• [What you should do]:
Keep only the lines that hold the string "index", filtering out the rest of the entries below.

Entries with page source code

○ ○ ○

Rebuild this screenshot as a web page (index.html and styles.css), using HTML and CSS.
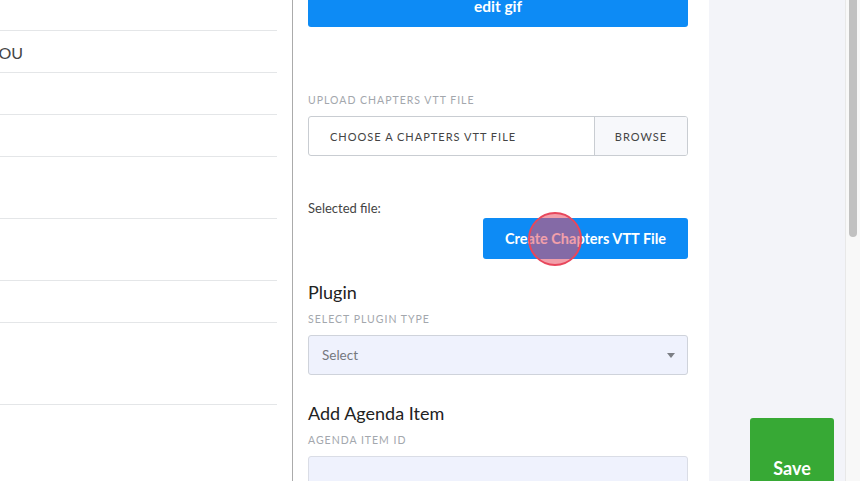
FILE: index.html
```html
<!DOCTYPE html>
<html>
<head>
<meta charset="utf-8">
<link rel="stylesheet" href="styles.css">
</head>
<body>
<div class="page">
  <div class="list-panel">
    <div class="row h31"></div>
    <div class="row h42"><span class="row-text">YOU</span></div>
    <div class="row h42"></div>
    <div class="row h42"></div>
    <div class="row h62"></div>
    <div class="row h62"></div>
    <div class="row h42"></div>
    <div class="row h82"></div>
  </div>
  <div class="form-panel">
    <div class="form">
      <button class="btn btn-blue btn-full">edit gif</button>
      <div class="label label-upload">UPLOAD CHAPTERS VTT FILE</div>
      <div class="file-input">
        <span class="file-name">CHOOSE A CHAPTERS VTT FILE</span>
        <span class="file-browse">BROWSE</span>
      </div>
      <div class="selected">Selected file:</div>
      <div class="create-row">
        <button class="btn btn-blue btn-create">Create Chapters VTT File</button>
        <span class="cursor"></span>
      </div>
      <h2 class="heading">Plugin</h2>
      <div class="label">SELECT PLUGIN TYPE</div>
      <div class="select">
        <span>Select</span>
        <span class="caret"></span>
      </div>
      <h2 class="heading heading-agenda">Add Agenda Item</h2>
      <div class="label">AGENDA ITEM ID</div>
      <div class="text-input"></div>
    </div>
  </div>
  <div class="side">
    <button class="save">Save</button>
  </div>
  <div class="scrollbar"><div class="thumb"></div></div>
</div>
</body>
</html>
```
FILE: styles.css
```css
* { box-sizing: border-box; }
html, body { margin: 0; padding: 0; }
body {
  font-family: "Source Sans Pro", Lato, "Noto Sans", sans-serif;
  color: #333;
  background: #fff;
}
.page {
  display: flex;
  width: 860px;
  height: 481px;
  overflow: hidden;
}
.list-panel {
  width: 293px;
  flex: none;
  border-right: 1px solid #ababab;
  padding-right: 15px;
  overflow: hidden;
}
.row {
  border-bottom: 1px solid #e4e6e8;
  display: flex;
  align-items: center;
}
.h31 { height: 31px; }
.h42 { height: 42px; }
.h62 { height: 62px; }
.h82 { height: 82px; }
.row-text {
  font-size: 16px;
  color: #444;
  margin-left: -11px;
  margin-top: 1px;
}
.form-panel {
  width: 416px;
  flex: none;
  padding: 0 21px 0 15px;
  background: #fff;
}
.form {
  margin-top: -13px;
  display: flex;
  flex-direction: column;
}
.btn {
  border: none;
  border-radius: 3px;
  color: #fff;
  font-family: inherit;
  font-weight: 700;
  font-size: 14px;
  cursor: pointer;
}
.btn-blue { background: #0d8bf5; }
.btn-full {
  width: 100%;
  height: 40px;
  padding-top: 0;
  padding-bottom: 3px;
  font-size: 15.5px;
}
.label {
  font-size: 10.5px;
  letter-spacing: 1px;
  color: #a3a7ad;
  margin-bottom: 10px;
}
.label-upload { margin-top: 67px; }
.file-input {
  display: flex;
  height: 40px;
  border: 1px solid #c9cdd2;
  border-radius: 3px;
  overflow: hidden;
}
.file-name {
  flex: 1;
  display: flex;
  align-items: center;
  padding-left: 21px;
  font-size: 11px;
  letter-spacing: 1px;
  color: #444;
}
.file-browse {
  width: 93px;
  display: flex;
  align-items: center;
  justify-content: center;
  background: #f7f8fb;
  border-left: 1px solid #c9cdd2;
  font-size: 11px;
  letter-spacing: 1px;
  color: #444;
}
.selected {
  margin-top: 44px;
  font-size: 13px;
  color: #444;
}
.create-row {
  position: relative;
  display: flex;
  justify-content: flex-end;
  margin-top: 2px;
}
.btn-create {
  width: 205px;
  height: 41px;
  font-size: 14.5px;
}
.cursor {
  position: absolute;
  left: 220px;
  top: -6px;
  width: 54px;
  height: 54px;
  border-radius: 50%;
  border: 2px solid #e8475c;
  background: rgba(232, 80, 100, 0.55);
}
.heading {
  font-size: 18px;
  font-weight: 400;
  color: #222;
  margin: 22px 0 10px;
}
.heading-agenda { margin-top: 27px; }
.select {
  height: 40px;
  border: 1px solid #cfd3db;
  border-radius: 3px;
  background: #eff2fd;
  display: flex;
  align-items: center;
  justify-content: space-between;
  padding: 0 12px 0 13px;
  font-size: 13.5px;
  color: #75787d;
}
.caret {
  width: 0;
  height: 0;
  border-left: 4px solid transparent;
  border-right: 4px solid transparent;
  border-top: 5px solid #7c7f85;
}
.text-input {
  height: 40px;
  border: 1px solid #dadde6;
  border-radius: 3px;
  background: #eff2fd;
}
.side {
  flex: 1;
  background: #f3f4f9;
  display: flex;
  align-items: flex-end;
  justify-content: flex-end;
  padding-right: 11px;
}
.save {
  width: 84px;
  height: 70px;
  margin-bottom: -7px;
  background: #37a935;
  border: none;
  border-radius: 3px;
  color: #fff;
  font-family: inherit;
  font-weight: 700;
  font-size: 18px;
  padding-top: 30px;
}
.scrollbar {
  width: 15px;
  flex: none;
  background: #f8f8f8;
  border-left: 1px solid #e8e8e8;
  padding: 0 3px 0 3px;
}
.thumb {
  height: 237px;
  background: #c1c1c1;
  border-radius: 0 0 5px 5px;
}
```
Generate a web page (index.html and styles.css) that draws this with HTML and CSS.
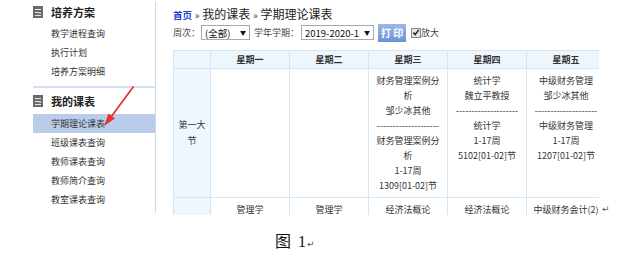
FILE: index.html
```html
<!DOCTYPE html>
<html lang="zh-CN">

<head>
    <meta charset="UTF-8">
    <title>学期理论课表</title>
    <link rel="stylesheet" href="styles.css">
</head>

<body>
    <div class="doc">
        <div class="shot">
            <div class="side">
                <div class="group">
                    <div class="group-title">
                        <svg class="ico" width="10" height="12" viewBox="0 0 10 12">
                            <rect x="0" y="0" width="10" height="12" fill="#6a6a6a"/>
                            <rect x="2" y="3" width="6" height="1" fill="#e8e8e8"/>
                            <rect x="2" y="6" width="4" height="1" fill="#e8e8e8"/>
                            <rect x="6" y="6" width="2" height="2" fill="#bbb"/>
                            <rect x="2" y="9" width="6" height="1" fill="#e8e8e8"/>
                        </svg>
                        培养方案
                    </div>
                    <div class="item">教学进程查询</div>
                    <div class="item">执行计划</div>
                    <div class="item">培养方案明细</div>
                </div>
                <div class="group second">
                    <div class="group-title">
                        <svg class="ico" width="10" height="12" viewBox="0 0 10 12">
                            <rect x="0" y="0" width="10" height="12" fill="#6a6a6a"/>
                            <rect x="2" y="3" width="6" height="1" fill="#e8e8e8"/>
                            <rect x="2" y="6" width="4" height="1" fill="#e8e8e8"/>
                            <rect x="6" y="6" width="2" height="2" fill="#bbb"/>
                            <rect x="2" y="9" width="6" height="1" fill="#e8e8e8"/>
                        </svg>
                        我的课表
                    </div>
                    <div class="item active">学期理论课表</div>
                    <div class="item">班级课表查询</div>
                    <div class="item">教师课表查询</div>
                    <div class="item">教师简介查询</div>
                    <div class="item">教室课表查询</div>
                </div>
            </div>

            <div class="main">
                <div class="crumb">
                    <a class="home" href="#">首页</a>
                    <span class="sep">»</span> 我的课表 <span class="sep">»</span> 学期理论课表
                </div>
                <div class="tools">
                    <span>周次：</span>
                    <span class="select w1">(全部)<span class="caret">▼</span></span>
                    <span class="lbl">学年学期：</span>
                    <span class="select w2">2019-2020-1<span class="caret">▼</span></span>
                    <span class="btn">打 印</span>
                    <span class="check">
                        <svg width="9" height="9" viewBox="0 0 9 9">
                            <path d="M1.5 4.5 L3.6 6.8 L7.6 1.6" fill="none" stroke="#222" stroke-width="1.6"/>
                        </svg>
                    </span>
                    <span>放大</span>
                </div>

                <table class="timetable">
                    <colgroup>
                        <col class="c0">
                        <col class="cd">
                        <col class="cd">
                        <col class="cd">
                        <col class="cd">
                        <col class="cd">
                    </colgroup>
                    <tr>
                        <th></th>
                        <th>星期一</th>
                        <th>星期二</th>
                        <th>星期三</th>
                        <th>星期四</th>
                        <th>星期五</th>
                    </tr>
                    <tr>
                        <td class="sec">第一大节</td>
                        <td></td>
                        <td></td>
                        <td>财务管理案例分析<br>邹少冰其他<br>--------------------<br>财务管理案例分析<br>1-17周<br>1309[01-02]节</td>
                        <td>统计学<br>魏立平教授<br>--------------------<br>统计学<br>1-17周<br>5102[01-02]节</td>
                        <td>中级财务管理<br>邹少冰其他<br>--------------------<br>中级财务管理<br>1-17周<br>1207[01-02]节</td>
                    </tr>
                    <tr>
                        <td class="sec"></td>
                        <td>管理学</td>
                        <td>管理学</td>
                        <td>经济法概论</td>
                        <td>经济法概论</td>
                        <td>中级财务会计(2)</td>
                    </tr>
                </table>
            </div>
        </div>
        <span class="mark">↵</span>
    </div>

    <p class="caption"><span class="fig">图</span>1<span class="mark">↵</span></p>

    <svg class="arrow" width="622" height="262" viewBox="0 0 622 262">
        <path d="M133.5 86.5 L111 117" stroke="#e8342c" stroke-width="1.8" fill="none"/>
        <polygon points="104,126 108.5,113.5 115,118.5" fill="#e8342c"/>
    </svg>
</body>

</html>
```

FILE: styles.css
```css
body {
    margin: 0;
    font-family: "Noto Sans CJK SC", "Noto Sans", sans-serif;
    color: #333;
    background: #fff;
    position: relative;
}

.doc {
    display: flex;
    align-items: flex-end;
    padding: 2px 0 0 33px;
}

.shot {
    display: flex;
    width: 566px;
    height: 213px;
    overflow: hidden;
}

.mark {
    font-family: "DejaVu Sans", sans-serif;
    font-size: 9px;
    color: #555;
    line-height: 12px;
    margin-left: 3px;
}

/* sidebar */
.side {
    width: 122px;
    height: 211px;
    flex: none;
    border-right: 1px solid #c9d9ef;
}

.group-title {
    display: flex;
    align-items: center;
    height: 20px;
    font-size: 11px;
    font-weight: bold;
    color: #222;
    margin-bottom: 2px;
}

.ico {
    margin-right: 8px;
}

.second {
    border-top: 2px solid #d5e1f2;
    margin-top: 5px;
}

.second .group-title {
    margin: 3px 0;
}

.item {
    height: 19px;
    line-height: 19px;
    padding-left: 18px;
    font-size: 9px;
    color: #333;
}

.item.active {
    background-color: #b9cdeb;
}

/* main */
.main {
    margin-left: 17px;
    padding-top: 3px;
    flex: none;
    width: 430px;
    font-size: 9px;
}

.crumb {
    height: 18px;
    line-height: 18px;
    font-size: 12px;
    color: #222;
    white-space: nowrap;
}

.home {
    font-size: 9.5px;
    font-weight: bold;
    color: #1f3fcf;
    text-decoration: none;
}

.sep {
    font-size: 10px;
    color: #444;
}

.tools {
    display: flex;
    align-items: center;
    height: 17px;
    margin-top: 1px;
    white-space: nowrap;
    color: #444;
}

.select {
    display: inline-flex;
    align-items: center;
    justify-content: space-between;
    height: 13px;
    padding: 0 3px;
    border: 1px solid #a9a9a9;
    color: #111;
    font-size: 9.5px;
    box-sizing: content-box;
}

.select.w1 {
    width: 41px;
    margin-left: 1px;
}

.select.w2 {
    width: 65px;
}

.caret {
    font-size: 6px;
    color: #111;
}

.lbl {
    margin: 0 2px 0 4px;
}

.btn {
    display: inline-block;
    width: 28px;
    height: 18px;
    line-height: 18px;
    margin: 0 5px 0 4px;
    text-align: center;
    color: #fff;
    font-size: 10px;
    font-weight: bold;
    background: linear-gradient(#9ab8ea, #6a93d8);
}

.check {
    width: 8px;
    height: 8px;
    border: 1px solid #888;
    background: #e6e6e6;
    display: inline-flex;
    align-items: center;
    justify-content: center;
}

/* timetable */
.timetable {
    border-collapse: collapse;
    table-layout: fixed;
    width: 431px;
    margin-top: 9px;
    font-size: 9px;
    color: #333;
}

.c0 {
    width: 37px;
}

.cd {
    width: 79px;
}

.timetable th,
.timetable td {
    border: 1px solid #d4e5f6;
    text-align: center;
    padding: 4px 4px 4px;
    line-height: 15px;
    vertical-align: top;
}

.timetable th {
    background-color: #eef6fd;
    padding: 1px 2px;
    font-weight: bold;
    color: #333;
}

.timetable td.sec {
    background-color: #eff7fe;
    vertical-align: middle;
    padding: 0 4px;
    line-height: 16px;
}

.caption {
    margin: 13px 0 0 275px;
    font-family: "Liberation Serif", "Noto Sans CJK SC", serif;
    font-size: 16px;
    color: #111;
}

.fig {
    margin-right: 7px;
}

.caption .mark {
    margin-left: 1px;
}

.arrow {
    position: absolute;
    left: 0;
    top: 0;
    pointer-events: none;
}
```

○ ○ ○

• [Task response]:
Rebuild this screenshot as a web page (index.html and styles.css), using HTML and CSS.
FILE: index.html
Generate a web page (index.html and styles.css) that draws this with HTML and CSS.
FILE: index.html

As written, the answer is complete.